Bryan Plant, a Bristol resident who formerly lived in a shelter, told lawmakers that they also need to streamline the application process for housing services. He said intrusive and confusing questions buried in the “mountain of paperwork” he had to fill out multiple times in order to pursue a Section 8 housing voucher “nearly broke me.”
“The lack of time frames and communication was problematic, let alone the time it took,” Plant said. “When months go by, it’s easy if you’re dealing with something like depression for doubt, despair and hopelessness to set in. The system has let us down many times. Why would it change now?”
Chloe Collins, executive director of the Bennington County Coalition for the Homeless, said the countdown to April 1 has already begun at her organization. Ninety-seven of the motel residents currently scheduled to lose housing on that date, she told lawmakers, are children.
“If we held a minute of silence for every child who’s about to lose housing in Bennington in April, we would be sitting here in silence for more than an hour and a half,” she said.
Collins urged lawmakers to rethink the conventional funding streams for the development of affordable housing.

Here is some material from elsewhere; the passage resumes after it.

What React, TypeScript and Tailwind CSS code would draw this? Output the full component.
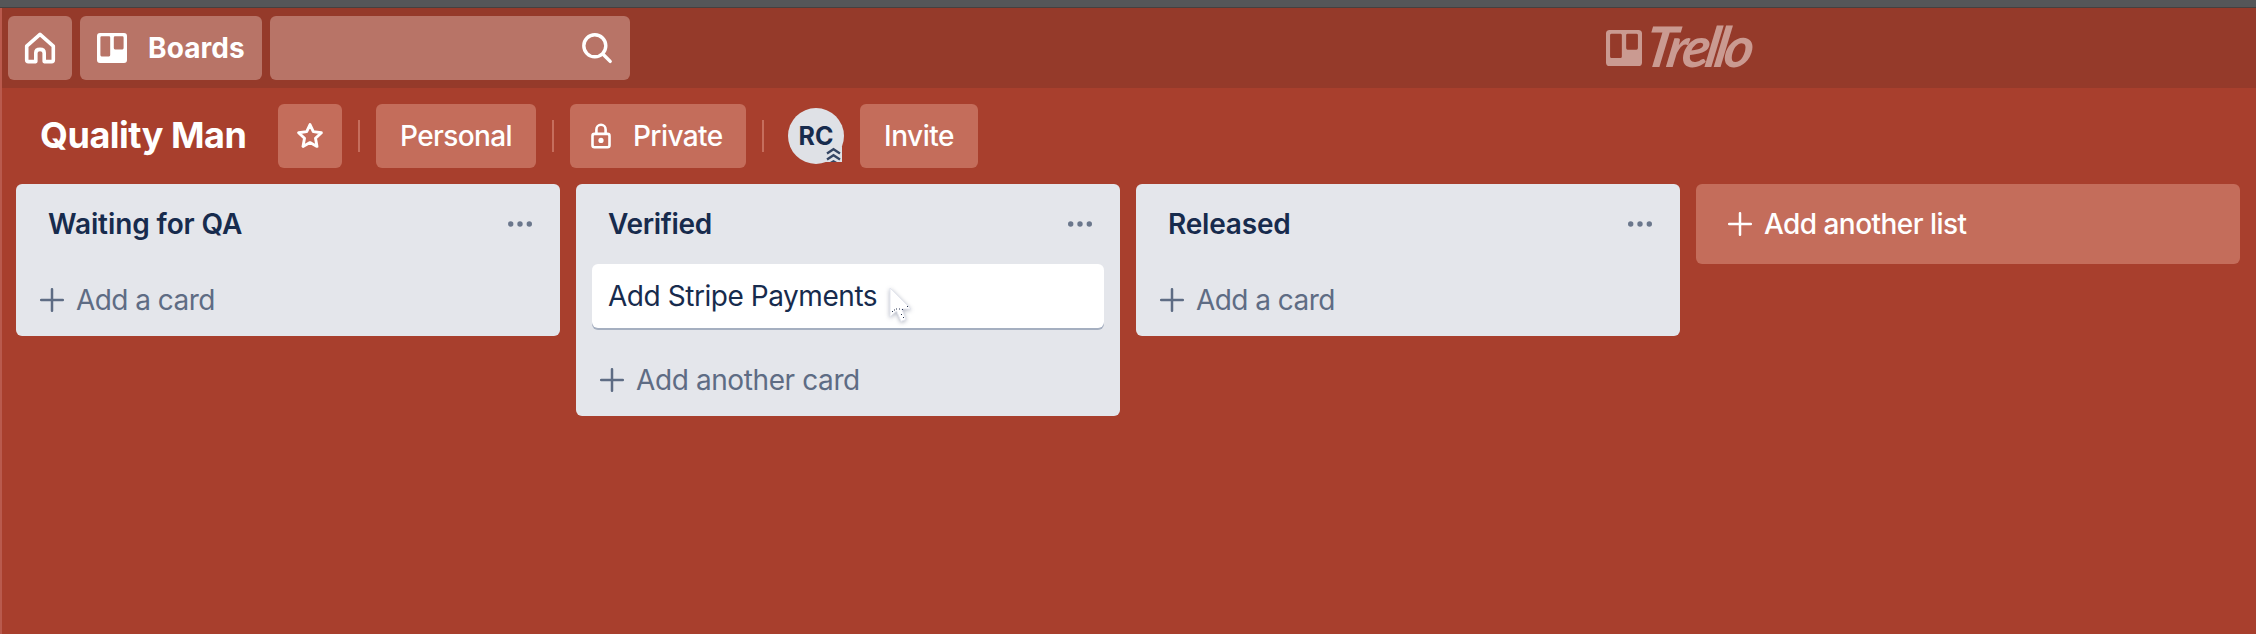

The Bennington County Coalition for the Homeless is trying to partner with a private developer on a project that would provide up to 40 units for unhoused residents.
Because federal matching funds are generally only available for mixed-income housing projects, she said, they haven’t been able to secure the $1.2 million in public funding they need to break ground.
“The push for everyone to apply to traditional funding sources ties the hand of innovation,” Collins said. “We are facing the current housing crisis because the current system creates unnecessary challenges that make it impossible for nonprofits and developers to partner in creative ways to address the need.”